I also got a chance to catch up with a lot of old friends (one dinner at a time) and take a few spins around the old hood, including plenty of time in Burlingame and a trip to Sonoma to do some barrel tasting (thanks, John!). It was very strange to be back in California so soon — especially without the family.
After that, I started the homeward run towards London on United, where I touched base with my brother and worked on my QCon presentation. Same hotel as usual, and no, I’m not going to put it on the blog, because it’s such a great place to stay for the price.
I’ll post details and slides soon, but I think it went pretty well; they have an interesting practice where the audience leaves coloured cards — green, yellow, or red — in a box as the leave the room to indicate what they thought of the talk. I assume I did pretty well, at about 38 green, 2 yellow out of 57 attendees.
Another interesting thing at QCon was the agile crowd. Although I generally agree with a lot of the things that they profess, I’m not comfortable with the fervour that the pursue it with, nor being told what to do just because it’s the current flavour of the month; Jim Webber said it best.
Anyway, I was having a look around before my session and stumbled into a large meeting room where the chairs were arranged in a circle, whiteboards had been multiplying aggressively and the perimeter was strewn with aphorism-laden posters (sort of motivators for programmers). It felt like a cross between a pre-school and a 12-step program, and I was suitably frightened. I’m sure someone will illuminate me in comments.

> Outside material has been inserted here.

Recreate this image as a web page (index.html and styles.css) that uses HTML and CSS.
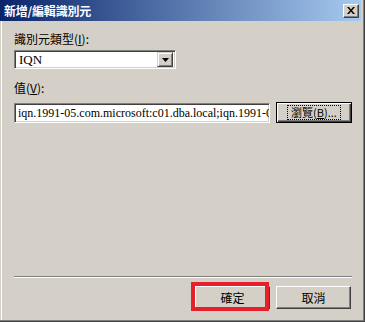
FILE: index.html
```html
<!DOCTYPE html>
<html>
<head>
<meta charset="utf-8">
<link rel="stylesheet" href="styles.css">
</head>
<body>
<div class="window">
  <div class="titlebar">
    <span class="title">新增/編輯識別元</span>
    <span class="close"><svg width="8" height="7" viewBox="0 0 8 7"><path d="M0 0h2l2 2.5L6 0h2L5 3.5 8 7H6L4 4.5 2 7H0l3-3.5z" fill="#000"/></svg></span>
  </div>
  <div class="content">
    <div class="label lbl1">識別元類型(<u>I</u>):</div>
    <div class="select">
      <span class="sel-text">IQN</span>
      <span class="sel-btn"><svg width="7" height="4" viewBox="0 0 7 4"><path d="M0 0h7L3.5 4z" fill="#000"/></svg></span>
    </div>
    <div class="label lbl2">值(<u>V</u>):</div>
    <div class="row">
      <div class="input"><span class="input-text">iqn.1991-05.com.microsoft:c01.dba.local;iqn.1991-05.com.microsoft:c02.dba.local</span></div>
      <div class="btn browse"><span class="focus">瀏覽(<u>B</u>)...</span></div>
    </div>
    <div class="spacer"></div>
    <div class="sep"></div>
    <div class="buttons">
      <div class="btn ok">確定<span class="highlight"></span></div>
      <div class="btn cancel">取消</div>
    </div>
  </div>
</div>
</body>
</html>
```
FILE: styles.css
```css
html, body { margin: 0; padding: 0; background: #d4d0c8; }
body { font-family: "Liberation Serif", "Noto Sans CJK TC", serif; font-size: 12px; color: #000; }
.window {
  width: 365px; height: 322px; box-sizing: border-box;
  background: #d4d0c8;
  border-right: 1px solid #404040; border-bottom: 1px solid #404040;
  box-shadow: inset -1px -1px #808080, inset 1px 0 #d4d0c8, inset 2px 0 #fff;
  display: flex; flex-direction: column;
}
.titlebar {
  height: 21px; margin-right: 3px;
  background: linear-gradient(to right, #0a246a, #a6caf0);
  display: flex; align-items: center; justify-content: space-between;
  padding: 0 2px 0 4px;
}
.title { color: #fff; font-family: "Noto Sans CJK TC", sans-serif; font-weight: bold; font-size: 12px; letter-spacing: -0.2px; }
.close {
  width: 16px; height: 14px; box-sizing: border-box; background: #d4d0c8;
  border-top: 1px solid #fff; border-left: 1px solid #fff;
  border-right: 1px solid #404040; border-bottom: 1px solid #404040;
  box-shadow: inset -1px -1px #808080;
  display: flex; align-items: center; justify-content: center;
}
.content { flex: 1; display: flex; flex-direction: column; padding: 0 12px 12px 14px; }
.label { font-family: "Noto Sans CJK TC", sans-serif; font-size: 12px; line-height: 14px; }
.lbl1 { margin-top: 11px; }
.lbl2 { margin-top: 12px; }
.select {
  margin-top: 4px; width: 162px; height: 19px; box-sizing: border-box;
  background: #fff;
  border-top: 1px solid #808080; border-left: 1px solid #808080;
  border-right: 1px solid #fff; border-bottom: 1px solid #fff;
  box-shadow: inset 1px 1px #404040, inset -1px -1px #d4d0c8;
  display: flex; align-items: center; justify-content: space-between; padding: 2px;
}
.sel-text { font-size: 13px; padding-left: 2px; line-height: 13px; }
.sel-btn {
  width: 16px; height: 15px; box-sizing: border-box; background: #d4d0c8;
  border-top: 1px solid #d4d0c8; border-left: 1px solid #d4d0c8;
  border-right: 1px solid #404040; border-bottom: 1px solid #404040;
  box-shadow: inset 1px 1px #fff, inset -1px -1px #808080;
  display: flex; align-items: center; justify-content: center;
}
.row { margin-top: 7px; display: flex; align-items: center; gap: 6px; }
.input {
  width: 256px; height: 20px; box-sizing: border-box; background: #fff; overflow: hidden;
  border-top: 1px solid #808080; border-left: 1px solid #808080;
  border-right: 1px solid #fff; border-bottom: 1px solid #fff;
  box-shadow: inset 1px 1px #404040, inset -1px -1px #d4d0c8;
  display: flex; align-items: center; padding: 0 2px 0 3px; white-space: nowrap;
}
.input-text { font-size: 12px; line-height: 14px; }
.btn {
  box-sizing: border-box; background: #d4d0c8; position: relative;
  border-top: 1px solid #fff; border-left: 1px solid #fff;
  border-right: 1px solid #404040; border-bottom: 1px solid #404040;
  box-shadow: inset -1px -1px #808080;
  display: flex; align-items: center; justify-content: center;
  font-family: "Noto Sans CJK TC", sans-serif; font-size: 12px;
}
.browse { width: 76px; height: 21px; border: 1px solid #000; box-shadow: inset 1px 1px #fff, inset -1px -1px #404040, inset -2px -2px #808080; }
.focus { border: 1px dotted #000; padding: 0 3px; font-size: 11px; line-height: 13px; height: 13px; display: flex; align-items: center; white-space: nowrap; }
.spacer { flex: 1; }
.sep { height: 1px; background: #808080; border-bottom: 1px solid #fff; }
.buttons { margin-top: 8px; display: flex; justify-content: flex-end; gap: 6px; padding-right: 1px; }
.ok, .cancel { width: 75px; height: 23px; }
.highlight {
  position: absolute; left: -5px; top: -5px; width: 78px; height: 29px; box-sizing: border-box;
  border: 4px solid #e5202a;
}
```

Finally, it was a stop in Prague for a long weekend and an IETF. Specifically, we had a Sunday-long informal meeting to talk about HTTP, and what needs to be done to it. I’m seriously delinquent in not sending a summary of what happened to the list yet, but will hopefully do so soon. It was a very productive meeting, and it was great to see Yves and Julian again, as well as meet Henrik (finally!).
Home was reached by flying Lufthansa back to Frankfurt, followed by Singapore then Melbourne, thanks to Singapore Airlines. Singapore deserves their reputation; although I was on a far-from-new 747 (especially after my ANZ experience), the service more than made up for it, maintaining their reputation as one of the best airlines in the world. The food was great too.